> Instruction
Set down each record below precisely, skipping the pictures.

Excerpt from a dataset

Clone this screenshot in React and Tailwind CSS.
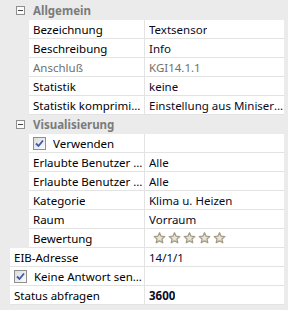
import React from "react";

const font = { fontFamily: '"Noto Sans", "Liberation Sans", sans-serif' };

function Minus() {
  return (
    <div className="w-[9px] h-[9px] border border-[#8e8e8e] bg-[#fafafa] flex items-center justify-center">
      <div className="w-[5px] h-px bg-[#444]" />
    </div>
  );
}

function Check() {
  return (
    <div className="w-[13px] h-[13px] border border-[#8f8f8f] bg-gradient-to-br from-[#dcdcdc] to-[#fbfbfb] flex items-center justify-center shrink-0">
      <svg width="9" height="9" viewBox="0 0 9 9">
        <path d="M1 4.5 L3.5 7 L8 1.5" fill="none" stroke="#3d58a8" strokeWidth="1.8" />
      </svg>
    </div>
  );
}

function Star() {
  return (
    <svg width="13" height="12" viewBox="0 0 13 12">
      <path
        d="M6.5 0.8 L8.1 4.2 L11.8 4.6 L9 7.1 L9.8 10.8 L6.5 8.9 L3.2 10.8 L4 7.1 L1.2 4.6 L4.9 4.2 Z"
        fill="#e7e3d8"
        stroke="#a49d86"
        strokeWidth="1.3"
        strokeLinejoin="round"
      />
    </svg>
  );
}

function Header({ title }) {
  return (
    <div className="h-[19px] flex items-center">
      <div className="ml-[16px] w-[17px]">
        <Minus />
      </div>
      <span className="font-bold text-[#7b7b7b]">{title}</span>
    </div>
  );
}

function Row({ indent = 29, label, value, labelGray, valueGray, bold, check, stars }) {
  const labelW = 145 - indent;
  return (
    <div className="h-[19px] flex">
      <div style={{ width: indent }} className="shrink-0" />
      <div
        style={{ width: labelW }}
        className="shrink-0 bg-white border-b border-r border-[#e3e3e3] flex items-center pl-[4px] overflow-hidden"
      >
        {check && (
          <span className="mr-[7px] flex">
            <Check />
          </span>
        )}
        <span className={"truncate " + (labelGray ? "text-[#6f6f6f]" : "text-black")}>{label}</span>
      </div>
      <div className="flex-1 min-w-0 bg-white border-b border-[#e3e3e3] flex items-center pl-[4px] overflow-hidden">
        {stars ? (
          <div className="flex gap-[2px] ml-[4px]">
            <Star />
            <Star />
            <Star />
            <Star />
            <Star />
          </div>
        ) : (
          <span
            className={
              "truncate " +
              (valueGray ? "text-[#6f6f6f]" : "text-[#0a0a1e]") +
              (bold ? " font-bold" : "")
            }
          >
            {value}
          </span>
        )}
      </div>
    </div>
  );
}

export default function App() {
  return (
    <div
      style={font}
      className="w-[288px] h-[310px] bg-[#ebebeb] pt-px pr-[4px] text-[11.5px] leading-[19px] overflow-hidden"
    >
      <Header title="Allgemein" />
      <Row label="Bezeichnung" value="Textsensor" />
      <Row label="Beschreibung" value="Info" />
      <Row label="Anschluß" value="KGI14.1.1" labelGray valueGray />
      <Row label="Statistik" value="keine" />
      <Row label="Statistik komprimiert" value="Einstellung aus Miniserver übernehmen" />
      <Header title="Visualisierung" />
      <Row label="Verwenden" value="" check />
      <Row label="Erlaubte Benutzer Intern" value="Alle" />
      <Row label="Erlaubte Benutzer Internet" value="Alle" />
      <Row label="Kategorie" value="Klima u. Heizen" />
      <Row label="Raum" value="Vorraum" />
      <Row label="Bewertung" stars />
      <Row indent={10} label="EIB-Adresse" value="14/1/1" />
      <Row indent={10} label="Keine Antwort senden" value="" check />
      <Row indent={10} label="Status abfragen" value="3600" bold />
    </div>
  );
}
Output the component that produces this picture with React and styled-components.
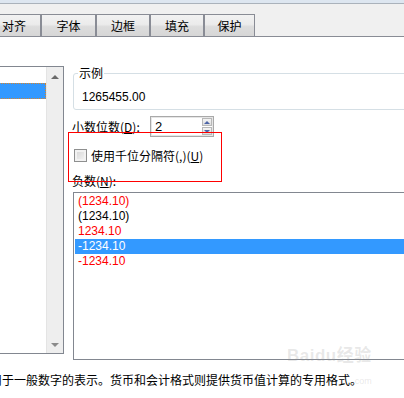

> Final answer
Clone this screenshot in React and Tailwind CSS.
import React from "react";

const font = { fontFamily: '"Noto Sans", "Liberation Sans", sans-serif' };

function Minus() {
  return (
    <div className="w-[9px] h-[9px] border border-[#8e8e8e] bg-[#fafafa] flex items-center justify-center">
      <div className="w-[5px] h-px bg-[#444]" />
    </div>
  );
}

function Check() {
  return (
    <div className="w-[13px] h-[13px] border border-[#8f8f8f] bg-gradient-to-br from-[#dcdcdc] to-[#fbfbfb] flex items-center justify-center shrink-0">
      <svg width="9" height="9" viewBox="0 0 9 9">
        <path d="M1 4.5 L3.5 7 L8 1.5" fill="none" stroke="#3d58a8" strokeWidth="1.8" />
      </svg>
    </div>
  );
}

function Star() {
  return (
    <svg width="13" height="12" viewBox="0 0 13 12">
      <path
        d="M6.5 0.8 L8.1 4.2 L11.8 4.6 L9 7.1 L9.8 10.8 L6.5 8.9 L3.2 10.8 L4 7.1 L1.2 4.6 L4.9 4.2 Z"
        fill="#e7e3d8"
        stroke="#a49d86"
        strokeWidth="1.3"
        strokeLinejoin="round"
      />
    </svg>
  );
}

function Header({ title }) {
  return (
    <div className="h-[19px] flex items-center">
      <div className="ml-[16px] w-[17px]">
        <Minus />
      </div>
      <span className="font-bold text-[#7b7b7b]">{title}</span>
    </div>
  );
}

function Row({ indent = 29, label, value, labelGray, valueGray, bold, check, stars }) {
  const labelW = 145 - indent;
  return (
    <div className="h-[19px] flex">
      <div style={{ width: indent }} className="shrink-0" />
      <div
        style={{ width: labelW }}
        className="shrink-0 bg-white border-b border-r border-[#e3e3e3] flex items-center pl-[4px] overflow-hidden"
      >
        {check && (
          <span className="mr-[7px] flex">
            <Check />
          </span>
        )}
        <span className={"truncate " + (labelGray ? "text-[#6f6f6f]" : "text-black")}>{label}</span>
      </div>
      <div className="flex-1 min-w-0 bg-white border-b border-[#e3e3e3] flex items-center pl-[4px] overflow-hidden">
        {stars ? (
          <div className="flex gap-[2px] ml-[4px]">
            <Star />
            <Star />
            <Star />
            <Star />
            <Star />
          </div>
        ) : (
          <span
            className={
              "truncate " +
              (valueGray ? "text-[#6f6f6f]" : "text-[#0a0a1e]") +
              (bold ? " font-bold" : "")
            }
          >
            {value}
          </span>
        )}
      </div>
    </div>
  );
}

export default function App() {
  return (
    <div
      style={font}
      className="w-[288px] h-[310px] bg-[#ebebeb] pt-px pr-[4px] text-[11.5px] leading-[19px] overflow-hidden"
    >
      <Header title="Allgemein" />
      <Row label="Bezeichnung" value="Textsensor" />
      <Row label="Beschreibung" value="Info" />
      <Row label="Anschluß" value="KGI14.1.1" labelGray valueGray />
      <Row label="Statistik" value="keine" />
      <Row label="Statistik komprimiert" value="Einstellung aus Miniserver übernehmen" />
      <Header title="Visualisierung" />
      <Row label="Verwenden" value="" check />
      <Row label="Erlaubte Benutzer Intern" value="Alle" />
      <Row label="Erlaubte Benutzer Internet" value="Alle" />
      <Row label="Kategorie" value="Klima u. Heizen" />
      <Row label="Raum" value="Vorraum" />
      <Row label="Bewertung" stars />
      <Row indent={10} label="EIB-Adresse" value="14/1/1" />
      <Row indent={10} label="Keine Antwort senden" value="" check />
      <Row indent={10} label="Status abfragen" value="3600" bold />
    </div>
  );
}
Output the component that produces this picture with React and styled-components.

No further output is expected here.